Return every line below as is, leaving out the pictures.

·····

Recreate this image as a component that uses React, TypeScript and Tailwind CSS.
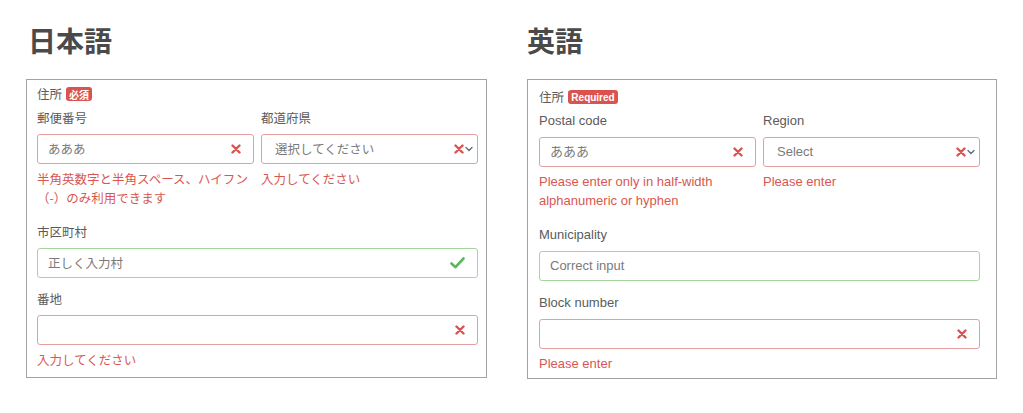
import React from "react";

type State = "error" | "ok" | "plain";

const XIcon = () => (
    <svg width="10" height="10" viewBox="0 0 10 10" className="shrink-0">
        <path d="M1.5 1.5 L8.5 8.5 M8.5 1.5 L1.5 8.5" stroke="#d9534f" strokeWidth="2.4" strokeLinecap="round"/>
    </svg>
);

const CheckIcon = () => (
    <svg width="15" height="12" viewBox="0 0 15 12" className="shrink-0">
        <path d="M1.5 6.5 L5.5 10.2 L13.5 1.5" stroke="#5cb85c" strokeWidth="2.6" fill="none" strokeLinecap="round" strokeLinejoin="round"/>
    </svg>
);

const Chevron = () => (
    <svg width="8" height="6" viewBox="0 0 8 6" className="shrink-0 ml-[1px]">
        <path d="M1 1.5 L4 4.5 L7 1.5" stroke="#5f6f7e" strokeWidth="1.4" fill="none" strokeLinecap="round"/>
    </svg>
);

// state "plain" = valid but no check mark (english sample)
const Input = ({value, state, select}: { value?: string; state: State; select?: boolean }) => (
    <div
        className={`flex h-[30px] items-center rounded-[3px] border bg-white ${state === "error" ? "border-[#e3a09e]" : "border-[#a8d59f]"} ${select ? "pl-[13px] pr-[4px]" : "pl-[10px] pr-[12px]"}`}>
        <span className="flex-1 text-[#7a7a7a]">{value}</span>
        {state === "error" && <XIcon/>}
        {state === "ok" && <CheckIcon/>}
        {select && <Chevron/>}
    </div>
);

const Panel = ({lang}: { lang: "ja" | "en" }) => {
    const ja = lang === "ja";
    const font = ja
        ? "font-['Noto_Sans_CJK_JP',sans-serif] text-[12.5px]"
        : "font-['Liberation_Sans','Noto_Sans_CJK_JP',sans-serif] text-[13px]";

    return (
        <div
            className={`border border-[#a3a3a3] bg-white ${font} ${ja ? "w-[461px] pt-[6px] pb-[8px] pl-[10px] pr-[8px]" : "w-[470px] pt-[9px] pb-[5px] pl-[11px] pr-[16px]"}`}>
            <div className="flex h-[16px] items-center gap-[4px]">
                <span className="font-['Noto_Sans_CJK_JP',sans-serif] text-[12.5px] text-[#5b5b5b]">住所</span>
                {ja ? (
                    <span
                        className="flex h-[14px] w-[26px] items-center justify-center rounded-[3px] bg-[#d9534f] font-['Noto_Sans_CJK_JP',sans-serif] text-[10px] font-bold text-white">必須</span>
                ) : (
                    <span
                        className="flex h-[14px] w-[50px] items-center justify-center rounded-[3px] bg-[#d9534f] font-['Liberation_Sans',sans-serif] text-[10px] font-bold text-white">Required</span>
                )}
            </div>

            <div className="mt-[7px] grid grid-cols-2 gap-x-[7px]">
                <div>
                    <div className="mb-[7px] leading-[18px] text-[#5b5b5b]">{ja ? "郵便番号" : "Postal code"}</div>
                    <Input value="あああ" state="error"/>
                    <div className="mt-[5px] leading-[19px] text-[#d9574f]">
                        {ja ? (
                            <>半角英数字と半角スペース、ハイフン<br/>（-）のみ利用できます</>
                        ) : (
                            <>Please enter only in half-width<br/>alphanumeric or hyphen</>
                        )}
                    </div>
                </div>
                <div>
                    <div className="mb-[7px] leading-[18px] text-[#5b5b5b]">{ja ? "都道府県" : "Region"}</div>
                    <Input value={ja ? "選択してください" : "Select"} state="error" select/>
                    <div className="mt-[5px] leading-[19px] text-[#d9574f]">{ja ? "入力してください" : "Please enter"}</div>
                </div>
            </div>

            <div className="mt-[16px]">
                <div className="mb-[7px] leading-[18px] text-[#5b5b5b]">{ja ? "市区町村" : "Municipality"}</div>
                <Input value={ja ? "正しく入力村" : "Correct input"} state={ja ? "ok" : "plain"}/>
            </div>

            <div className={ja ? "mt-[12px]" : "mt-[13px]"}>
                <div className="mb-[7px] leading-[18px] text-[#5b5b5b]">{ja ? "番地" : "Block number"}</div>
                <Input state="error"/>
                <div className="mt-[5px] leading-[19px] text-[#d9574f]">{ja ? "入力してください" : "Please enter"}</div>
            </div>
        </div>
    );
};

export default function App() {
    return (
        <div className="flex h-[413px] w-[1023px] gap-[40px] bg-white pl-[26px] pt-[23px]">
            <div>
                <h1 className="mb-[22px] h-[34px] pl-[2px] font-['Noto_Sans_CJK_JP',sans-serif] text-[28px] font-bold leading-[34px] text-[#4a4a4a]">日本語</h1>
                <Panel lang="ja"/>
            </div>
            <div>
                <h1 className="mb-[22px] h-[34px] font-['Noto_Sans_CJK_JP',sans-serif] text-[28px] font-bold leading-[34px] text-[#4a4a4a]">英語</h1>
                <Panel lang="en"/>
            </div>
        </div>
    );
}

·····

• **Result for this exercise**:
Recreate this image as a component that uses React, TypeScript and Tailwind CSS.
import React from "react";

type State = "error" | "ok" | "plain";

const XIcon = () => (
    <svg width="10" height="10" viewBox="0 0 10 10" className="shrink-0">
        <path d="M1.5 1.5 L8.5 8.5 M8.5 1.5 L1.5 8.5" stroke="#d9534f" strokeWidth="2.4" strokeLinecap="round"/>
    </svg>
);

const CheckIcon = () => (
    <svg width="15" height="12" viewBox="0 0 15 12" className="shrink-0">
        <path d="M1.5 6.5 L5.5 10.2 L13.5 1.5" stroke="#5cb85c" strokeWidth="2.6" fill="none" strokeLinecap="round" strokeLinejoin="round"/>
    </svg>
);

const Chevron = () => (
    <svg width="8" height="6" viewBox="0 0 8 6" className="shrink-0 ml-[1px]">
        <path d="M1 1.5 L4 4.5 L7 1.5" stroke="#5f6f7e" strokeWidth="1.4" fill="none" strokeLinecap="round"/>
    </svg>
);

// state "plain" = valid but no check mark (english sample)
const Input = ({value, state, select}: { value?: string; state: State; select?: boolean }) => (
    <div
        className={`flex h-[30px] items-center rounded-[3px] border bg-white ${state === "error" ? "border-[#e3a09e]" : "border-[#a8d59f]"} ${select ? "pl-[13px] pr-[4px]" : "pl-[10px] pr-[12px]"}`}>
        <span className="flex-1 text-[#7a7a7a]">{value}</span>
        {state === "error" && <XIcon/>}
        {state === "ok" && <CheckIcon/>}
        {select && <Chevron/>}
    </div>
);

const Panel = ({lang}: { lang: "ja" | "en" }) => {
    const ja = lang === "ja";
    const font = ja
        ? "font-['Noto_Sans_CJK_JP',sans-serif] text-[12.5px]"
        : "font-['Liberation_Sans','Noto_Sans_CJK_JP',sans-serif] text-[13px]";

    return (
        <div
            className={`border border-[#a3a3a3] bg-white ${font} ${ja ? "w-[461px] pt-[6px] pb-[8px] pl-[10px] pr-[8px]" : "w-[470px] pt-[9px] pb-[5px] pl-[11px] pr-[16px]"}`}>
            <div className="flex h-[16px] items-center gap-[4px]">
                <span className="font-['Noto_Sans_CJK_JP',sans-serif] text-[12.5px] text-[#5b5b5b]">住所</span>
                {ja ? (
                    <span
                        className="flex h-[14px] w-[26px] items-center justify-center rounded-[3px] bg-[#d9534f] font-['Noto_Sans_CJK_JP',sans-serif] text-[10px] font-bold text-white">必須</span>
                ) : (
                    <span
                        className="flex h-[14px] w-[50px] items-center justify-center rounded-[3px] bg-[#d9534f] font-['Liberation_Sans',sans-serif] text-[10px] font-bold text-white">Required</span>
                )}
            </div>

            <div className="mt-[7px] grid grid-cols-2 gap-x-[7px]">
                <div>
                    <div className="mb-[7px] leading-[18px] text-[#5b5b5b]">{ja ? "郵便番号" : "Postal code"}</div>
                    <Input value="あああ" state="error"/>
                    <div className="mt-[5px] leading-[19px] text-[#d9574f]">
                        {ja ? (
                            <>半角英数字と半角スペース、ハイフン<br/>（-）のみ利用できます</>
                        ) : (
                            <>Please enter only in half-width<br/>alphanumeric or hyphen</>
                        )}
                    </div>
                </div>
                <div>
                    <div className="mb-[7px] leading-[18px] text-[#5b5b5b]">{ja ? "都道府県" : "Region"}</div>
                    <Input value={ja ? "選択してください" : "Select"} state="error" select/>
                    <div className="mt-[5px] leading-[19px] text-[#d9574f]">{ja ? "入力してください" : "Please enter"}</div>
                </div>
            </div>

            <div className="mt-[16px]">
                <div className="mb-[7px] leading-[18px] text-[#5b5b5b]">{ja ? "市区町村" : "Municipality"}</div>
                <Input value={ja ? "正しく入力村" : "Correct input"} state={ja ? "ok" : "plain"}/>
            </div>

            <div className={ja ? "mt-[12px]" : "mt-[13px]"}>
                <div className="mb-[7px] leading-[18px] text-[#5b5b5b]">{ja ? "番地" : "Block number"}</div>
                <Input state="error"/>
                <div className="mt-[5px] leading-[19px] text-[#d9574f]">{ja ? "入力してください" : "Please enter"}</div>
            </div>
        </div>
    );
};

export default function App() {
    return (
        <div className="flex h-[413px] w-[1023px] gap-[40px] bg-white pl-[26px] pt-[23px]">
            <div>
                <h1 className="mb-[22px] h-[34px] pl-[2px] font-['Noto_Sans_CJK_JP',sans-serif] text-[28px] font-bold leading-[34px] text-[#4a4a4a]">日本語</h1>
                <Panel lang="ja"/>
            </div>
            <div>
                <h1 className="mb-[22px] h-[34px] font-['Noto_Sans_CJK_JP',sans-serif] text-[28px] font-bold leading-[34px] text-[#4a4a4a]">英語</h1>
                <Panel lang="en"/>
            </div>
        </div>
    );
}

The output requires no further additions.